My current development Turtle grammar is attached - it passes the Turtle
test suite but I don't consider it finished.  It's extracted from SPARQL
so it allows dots inside qnames.

== #1 : Tokenizing

I'm using javacc - it generates LL parsers with a separate tokenizer.
So it works by reading the input stream, identifying as the stream is
read.    Like flex/lex - this is the common way.

It means that tokens are identified without regard to where in the
production rules the parser is currently.

Javacc does support context-sensitive tokeizing (can switch between
different tokeizing sets based on parser control).  I don't mind using
the tricky bits but in SPARQL there was a big push not to go there.

Tokens are whitespace sensitive ; the parser does not need to be (other
that whitespace splits terminals).

The tricky case in N3 is language codes.  I did it in Turtle and SPARQL
by using the @ so a language code token includes the @ ; the token for
language code and for "a" are different.

In n3.n3, I see:

langcode	cfg:matches  	"[a-z]+(-[a-z0-9]+)*";
		cfg:canStartWith 	"a".

and don't see how to handle this without using context senstive
tokenizing (s special state for langcodes).  javacc has such a feature :
flex does as well but it makes life just plain tricky.  The alternative
is have some bland token for any sequence of bare letters without a ":"
and test elsewhere.

How does the N3 parser in cwm tell "a" (as in "rdf:type") apart from "a"
the langcode?

Aside: I see, in n3.n3:

# - @keywords affects tokenizing

Isn't this the same thing as typedef's in C where the token tables
change as the language is parsed? I don't know how to handle this in
javacc nor antlr.

== #2 : align whitespace between N3 and Turtle

This is not legal Turtle:

<a><b><c> .

[4]	triples 	::= 	subject ws+ predicateObjectList

because it has no whitespace between the subject/predicate.  But it is
N3 and is reasonable RDF.  It also means the parser itself can't be
whitespace independent, leaving whitespace handling to the lexer to
merely split terminals as necessary.

== #3 \u escapes

Long form: (do not do it like SPARQL!)

Short form:
The problem is what happens if a significant character is used.

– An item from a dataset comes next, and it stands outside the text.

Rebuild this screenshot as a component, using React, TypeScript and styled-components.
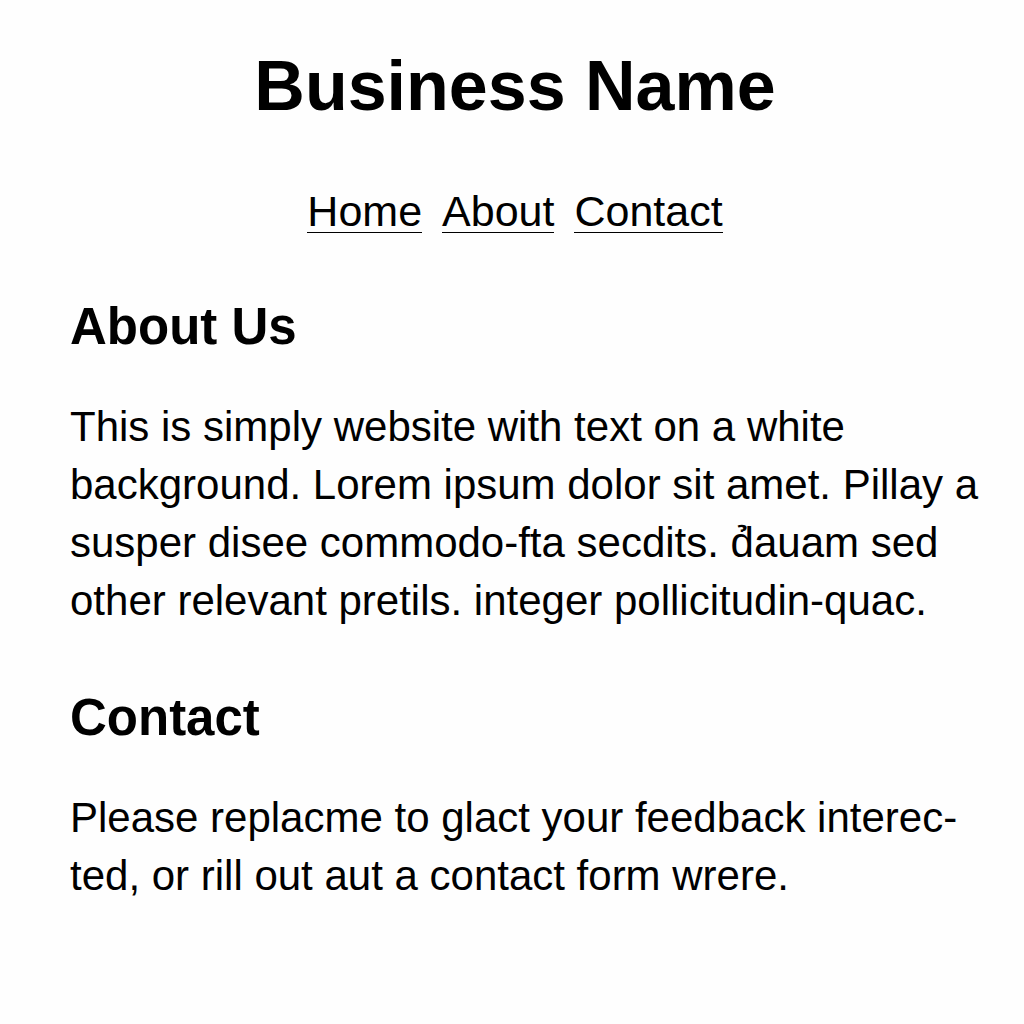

SPARQL example:  ?ac\u0020

The parser has to look at this twice: once to see a variable, then
validate it again after esacape processing to check no illegal
characters have appeared.  In this case, a space has been put into
variable name which is illegal.

Turtle avoids this by:
1/ Having several .character rules
2/ Not allowing \u in places like qnames where the full range of Unicode
is otherwsie allowed which isn't internationalization-friendly.
3/ Having ranges like 
[39]	ucharacter 	::= 	( character - #x3E ) | '\>'
which are mixing a parser rule and token character 

So \u003E puts a < into a URI because the character rule accepts \u003E
There is text to further modify \u legality but (and this is the SPARQL
problem) the rules can't be expressed in a formal grammar.

Not sure where N3 is with \u escapes.


Define processing as:

1/ apply \u escaping at the lowest level - applies to the input stream
so by the end of this, the parser does not see \u as an escape sequence.
\u works everywhere 

At this point we have a stream of characters or UTF-8 depending on your
toolkit technology.

2/ Tokenizing - to create a stream of tokens (usually done lazily)

3/ Parsing - apply the grammar

then \u processing does not need special text or special cases.

== Odd and Ends from n3.n3:

    explicituri 	cfg:matches 	"<[^>]*>";

That includes newlines inside IRIs

The qname name token says (removed the \u stuff:)


which makes the ":" optional.